12 thoughts on “Ludologists need to Shut the Fuck Up about Narrative

  1. movies fail as a story medium cos you can choose to close your eyes and miss the visuals of a particular scene or you can mute it, even replace audio tracks entirely. and don’t get me started on blinking
    the only acceptable and optimal storytelling medium is to have the viewer bound, eyes stitched open, mouth closed, nose sealed shut, no unforseen tastes or smells interfering with the experience.

  2. Thanks for this article. I love seeing content by you, always so well thought out and respectable opinions even if they are reactive articles.

    A lot of times in games I’m more concerned with the gameplay than the story, but that doesn’t mean that story doesn’t belong in the game. I am notorious for skipping cutscenes cause I don’t want my gameplay interrupted and dropping RPGs at the final boss fight cause the game’s not fun anymore. Still some games (Undertale) tell a story and tell it well.

    Possibly the most ignored part of the whole conversation is emotion. Emotion is such a huge part of narratives, and the player is so involved with the events of the game that it’s easy for them have meaningful emotional interaction with it. “Who cares about what the ‘story’ is, did it make you feel?: is the bottom line for me.

  3. Oh god yes to that last part. Videogames can make catharsis feel so much stronger than any other medium. It’s like the difference between being happy someone else is happy and being just plain happy.
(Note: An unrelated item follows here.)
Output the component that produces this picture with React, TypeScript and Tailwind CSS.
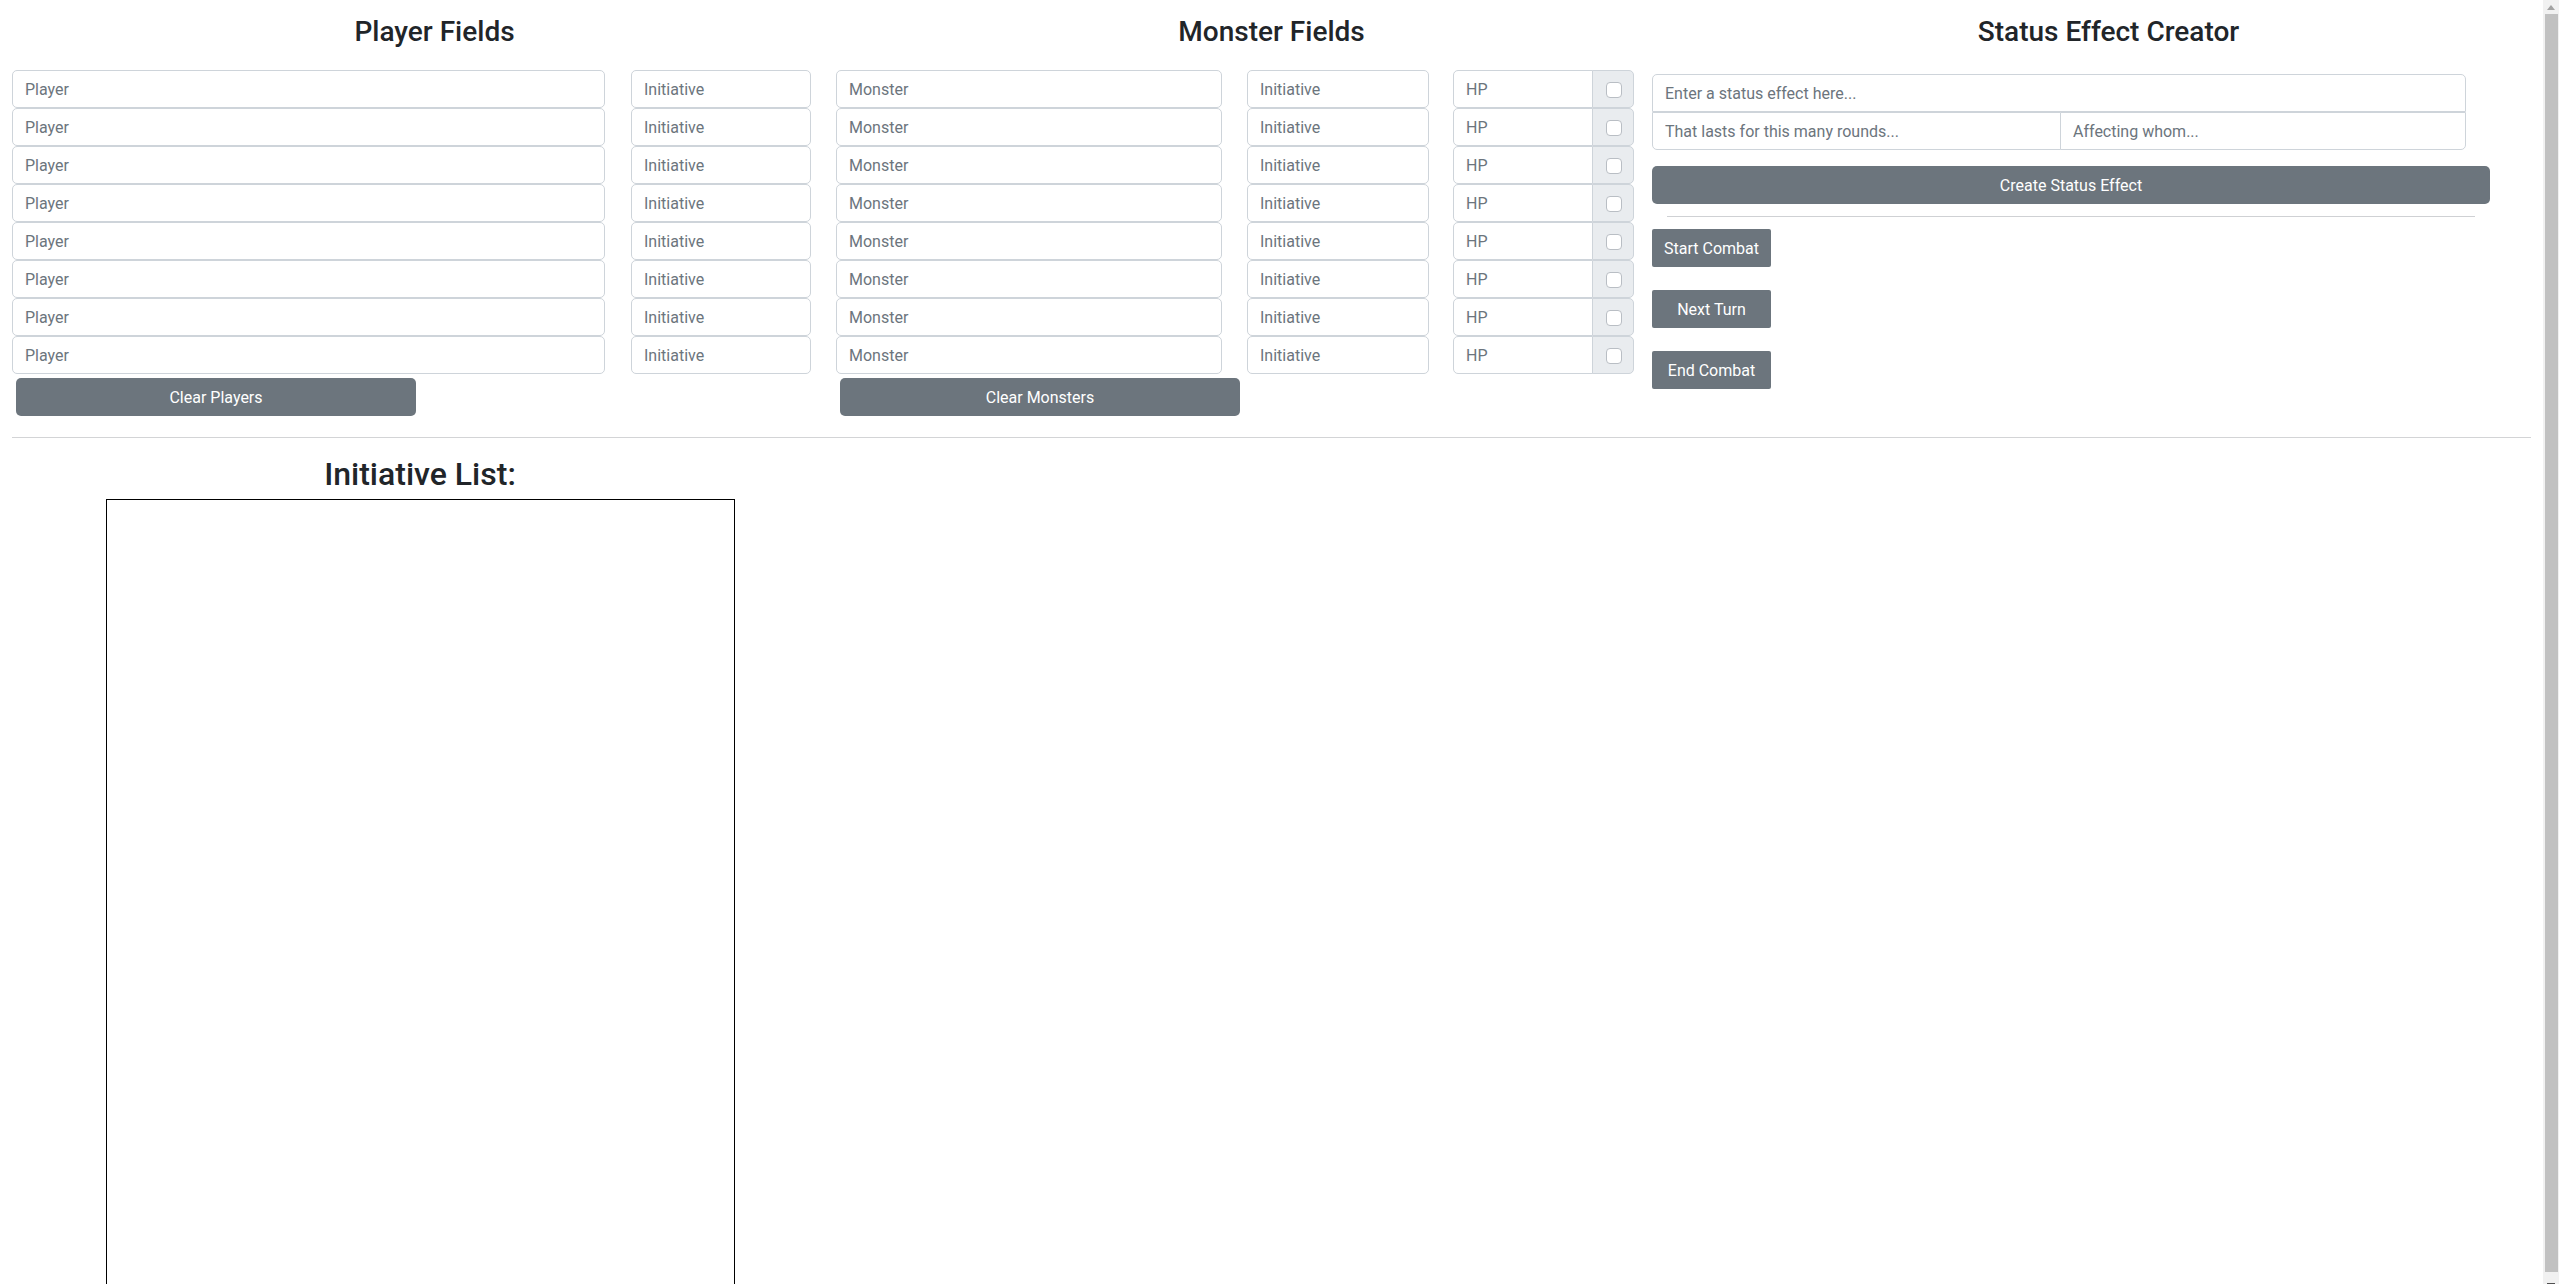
import React from "react";

const inputBase =
  "block h-[38px] px-[12px] text-[16px] bg-white border border-[#ced4da] text-[#212529] placeholder:text-[#6c757d] outline-none min-w-0";

const btn = "h-[38px] bg-[#6c757d] text-[16px] text-white pt-[2px]";

function Field({ placeholder, className }: { placeholder: string; className: string }) {
  return <input type="text" placeholder={placeholder} className={`${inputBase} ${className}`} />;
}

const rows = [0, 1, 2, 3, 4, 5, 6, 7];

export default function App() {
  return (
    <div className="flex h-[1284px] w-full overflow-hidden bg-white [font-family:Roboto,'Liberation_Sans',sans-serif] text-[#212529]">
      <main className="flex min-w-0 flex-1 flex-col">
        {/* headings */}
        <div className="grid grid-cols-3 px-[16px] pt-[15px]">
          <h3 className="text-center text-[28px] font-medium leading-[34px]">Player Fields</h3>
          <h3 className="text-center text-[28px] font-medium leading-[34px]">Monster Fields</h3>
          <h3 className="text-center text-[28px] font-medium leading-[34px]">Status Effect Creator</h3>
        </div>

        {/* fields */}
        <div className="mt-[21px] flex items-start pl-[12px]">
          {/* players */}
          <div className="flex w-[593px] shrink-0 flex-col">
            {rows.map((i) => (
              <Field key={i} placeholder="Player" className="w-full rounded-[5px]" />
            ))}
            <button className={`${btn} ml-[4px] mt-[4px] w-[400px] rounded-[5px]`}>Clear Players</button>
          </div>

          <div className="ml-[26px] flex w-[180px] shrink-0 flex-col">
            {rows.map((i) => (
              <Field key={i} placeholder="Initiative" className="w-full rounded-[5px]" />
            ))}
          </div>

          {/* monsters */}
          <div className="ml-[25px] flex w-[386px] shrink-0 flex-col">
            {rows.map((i) => (
              <Field key={i} placeholder="Monster" className="w-full rounded-[5px]" />
            ))}
            <button className={`${btn} ml-[4px] mt-[4px] w-[400px] rounded-[5px]`}>Clear Monsters</button>
          </div>

          <div className="ml-[25px] flex w-[182px] shrink-0 flex-col">
            {rows.map((i) => (
              <Field key={i} placeholder="Initiative" className="w-full rounded-[5px]" />
            ))}
          </div>

          <div className="ml-[24px] flex w-[181px] shrink-0 flex-col">
            {rows.map((i) => (
              <div key={i} className="flex h-[38px]">
                <Field placeholder="HP" className="w-[140px] rounded-l-[5px]" />
                <div className="-ml-px flex h-[38px] w-[42px] items-center justify-center rounded-r-[5px] border border-[#ced4da] bg-[#e9ecef] pl-[1px] pt-[2px]">
                  <span className="block h-[16px] w-[16px] rounded-[4px] border border-[#b9bec4] bg-white" />
                </div>
              </div>
            ))}
          </div>

          {/* status effect */}
          <div className="ml-[18px] flex w-[838px] shrink-0 flex-col pt-[4px]">
            <Field placeholder="Enter a status effect here..." className="w-[814px] rounded-t-[5px]" />
            <div className="flex w-[814px]">
              <Field placeholder="That lasts for this many rounds..." className="w-[409px] rounded-bl-[5px]" />
              <Field placeholder="Affecting whom..." className="-ml-px w-[406px] rounded-br-[5px]" />
            </div>
            <button className={`${btn} mt-[16px] w-full rounded-[5px]`}>Create Status Effect</button>
            <div className="mx-[15px] mt-[12px] h-px bg-[#cfd1d4]" />
            <button className={`${btn} mt-[12px] w-[119px] rounded-[2px]`}>Start Combat</button>
            <button className={`${btn} mt-[23px] w-[119px] rounded-[2px]`}>Next Turn</button>
            <button className={`${btn} mt-[23px] w-[119px] rounded-[2px]`}>End Combat</button>
          </div>
        </div>

        <div className="mx-[12px] mt-[21px] h-px shrink-0 bg-[#d3d4d6]" />

        {/* initiative list */}
        <div className="flex w-[840px] flex-col items-center">
          <h2 className="mt-[17px] text-[32px] font-medium leading-[38px]">Initiative List:</h2>
          <div className="mt-[6px] h-[900px] w-[629px] shrink-0 border border-black" />
        </div>
      </main>

      {/* scrollbar */}
      <div className="flex w-[16px] shrink-0 flex-col bg-[#f1f1f1]">
        <div className="flex h-[14px] items-center justify-center">
          <svg width="8" height="5" viewBox="0 0 8 5">
            <polygon points="4,0 8,5 0,5" fill="#a3a3a3" />
          </svg>
        </div>
        <div className="ml-[2px] w-[13px] flex-1 bg-[#c1c1c1]" />
        <div className="flex h-[12px] items-end justify-center">
          <svg width="8" height="1" viewBox="0 0 8 1">
            <rect x="0" y="0" width="8" height="1" fill="#505050" />
          </svg>
        </div>
      </div>
    </div>
  );
}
Narrative for narrative sake might not be videogames strongsuit, but narrative can be a tool to unlock a lot of other emotions that do seem to mostly be the domain of games and real life.

  4. IMO, you should remove “about narrative” to maximize the accuracy of your title.
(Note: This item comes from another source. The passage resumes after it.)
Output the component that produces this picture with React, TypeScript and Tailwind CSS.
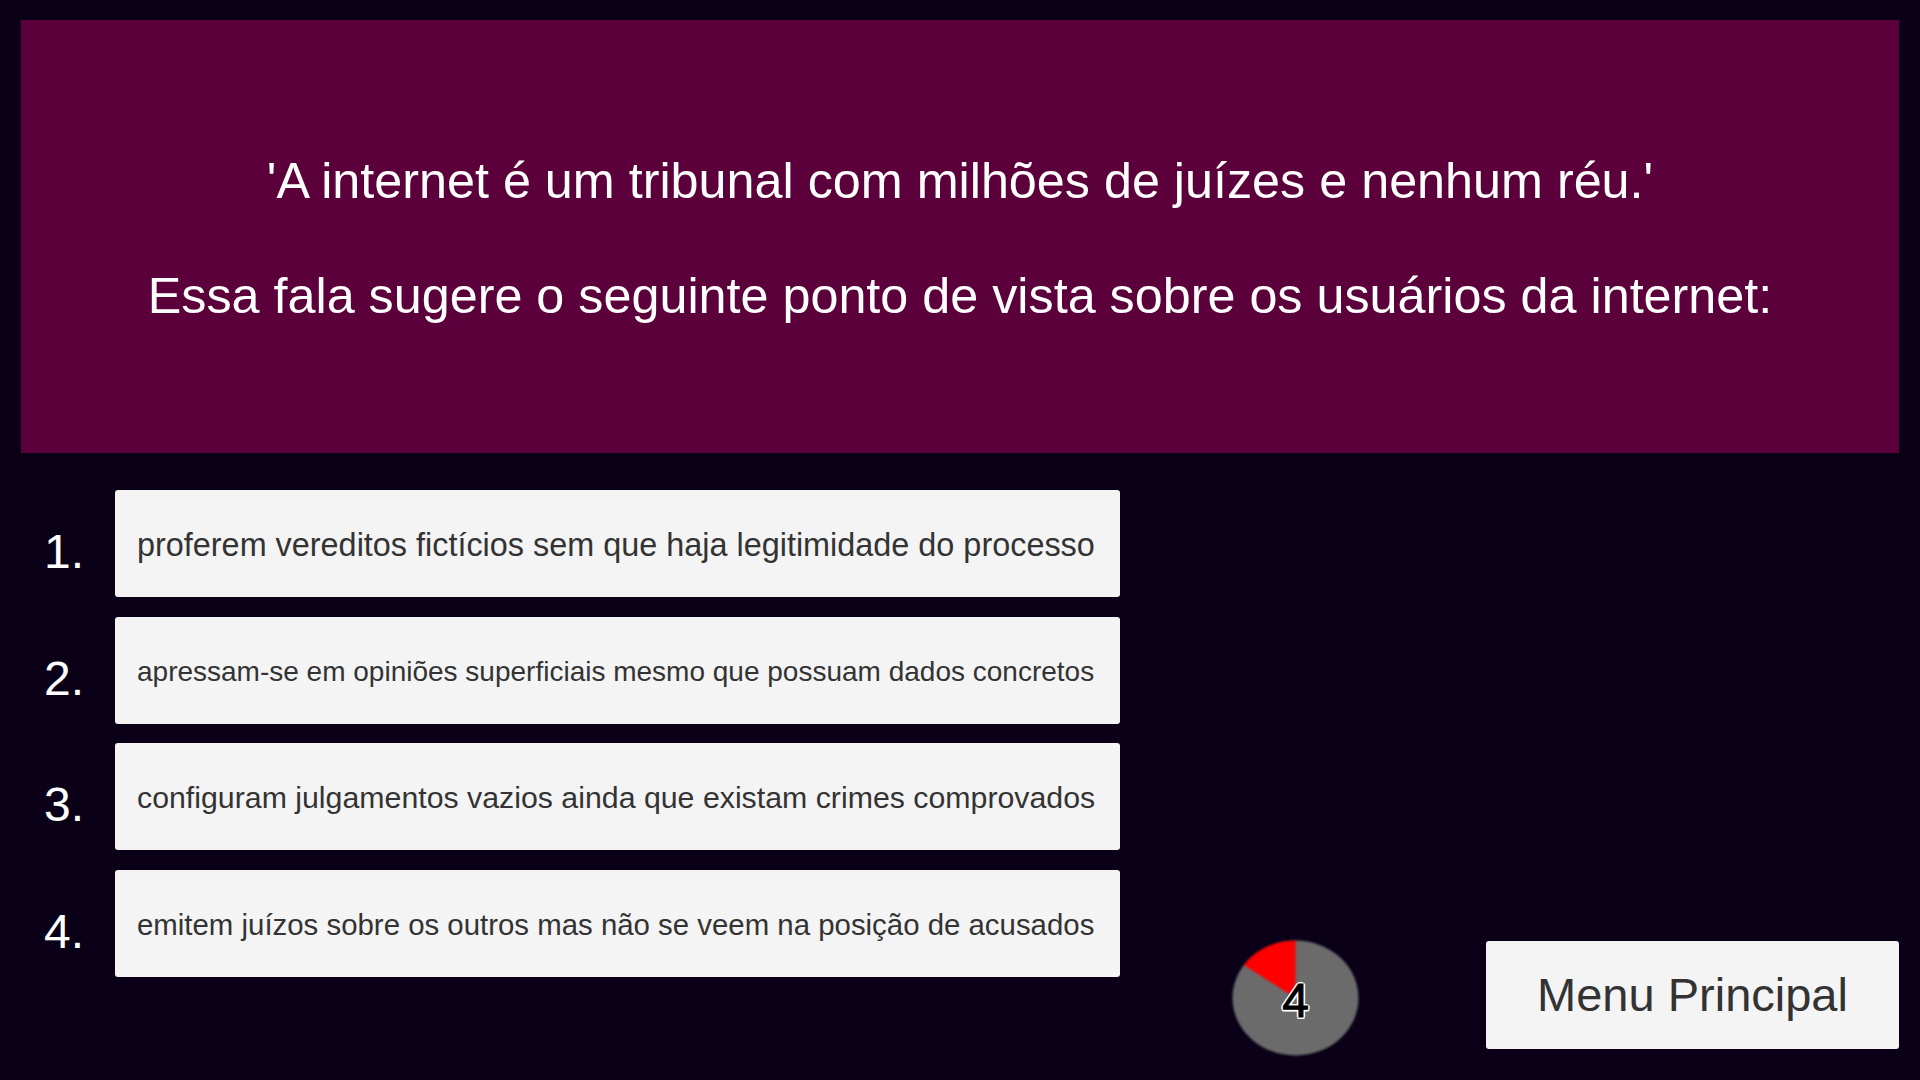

  5. Ahahaha that’s way harder on ludologists than I’d expect you to be. While I do think a lot of them buy into a lot of useless pedantic BS, I gotta resist blanketing the entire study of rules like that (even if most of the studiers are pretty bad at it)

  6. Are any ludologists not really bad at it? It’s the same problem academia has whenever they try to study any part of pop culture that’s too young for them to have been fully enmeshed into — since they have an outsider view, they take one legitimate insight and interpret it insanely.

    The “story” thing is a great example. Their initial insight is right — videogame writing tends to be poor, and the whole “game over” thing really does screw up any narrative ambitions (there’s a reason why the videogames which tend to be acclaimed for their storytelling — the System Shock/Bioshock games, Planescape: Torment, SoulsBourne, various walking simulators — all have unusual ways of handling “you died”). Where they go wrong is with every conclusion they draw from this.

    Because they’ve never told their friends stories about things that have happened to them when playing various action games, they don’t realize that every single non-abstract videogame ever has a narrative no matter what you do, even if that narrative is as simple as “a spaceship shot a lot of stuff and then made a giant starfish-looking machine explode”.

    Because they’ve never played many videogames other than Space Invaders and the 30 minute art game du jour, they don’t realize that while the traditional videogame structure is poor for narrative, it’s FANTASTIC for worldbuilding. Everyone loves to tinker in a simulationist sandbox and see what happens, right? So, let’s populate our little simulation with towns and people, and then give a little context on who these people are and what they do in the world…. and whoopsie, we’ve created a (back)story!

    Because they’ve never played any VNs or western RPGs, they don’t realize that many kinds of mechanical play are only possible with narrative. Choosing my dialogue options when talking to The Master in Fallout is a mechanical challenge by almost any definition, but without a narrative context, it’s nonsense — it would literally just be blindly picking between options A, B, or C on a finite-state machine hoping to move to the “I win” state.

    People like to talk about “outsider voices adding new perspectives” and what-not, but usually, all an outsider voice can add is a ton of ignorance. Once they’re no longer ignorant, in almost every case, they’re no longer an outsider. Maybe that once-outsider will have something interesting to say once he’s an insider, but until then, he’s just going to write dumb things based on his lack of knowledge of the topic.

    Also, ludologists REALLY need to stop writing their stupid “level 1 analyses”. I’m a bit more tired of it than most I imagine, being a part of the Doom modding community (E1M1 tends to be one of their favorite targets for this nonsense), but I never want to see another of these ever again in my life. “See, this enemy placement introduces the player to the concept of fighting things” — THE FIRST TIME A PLAYER SEES ANYTHING IT’S INTRODUCING THE PLAYER TO THAT CONCEPT BY-FUCKING-DEFINITION. YOUR STATEMENT IS TAUTOLOGICAL. YOU ARE LITERALLY SAYING NOTHING, BUT MAKING IT SOUND PROFOUND BY DRESSING IT UP IN FANCY WORDS. SHUT THE FUCK UP ALREADY.

  7. Also, I saw that on Twitter you mentioned something about Prey’s reviews — is there some story there beyond “it’s reviewing terribly”? The fact that it’s reviewing so badly breaks my heart (Arkane is my favorite active Western developer [possibly my favorite active developer overall, although it’s a tough call between them and From], and I loved Prey — it’s the System Shock 3 I’ve wanted for 15 years), but that’s probably to be expected about a game that launched with massive save-game corruption issues in a sub-genre that was deemed “too hardcore to be profitable” almost 20 years ago.

  8. People like narrative games for the same reason that they like superhero movies: they have terrible taste.

  9. It’s not a taste issue, it’s a matter of interaction changing the experience of taking in a story. It’d be like saying people have bad taste for enjoying stories told by their friends when they could be reading some famous piece of literature.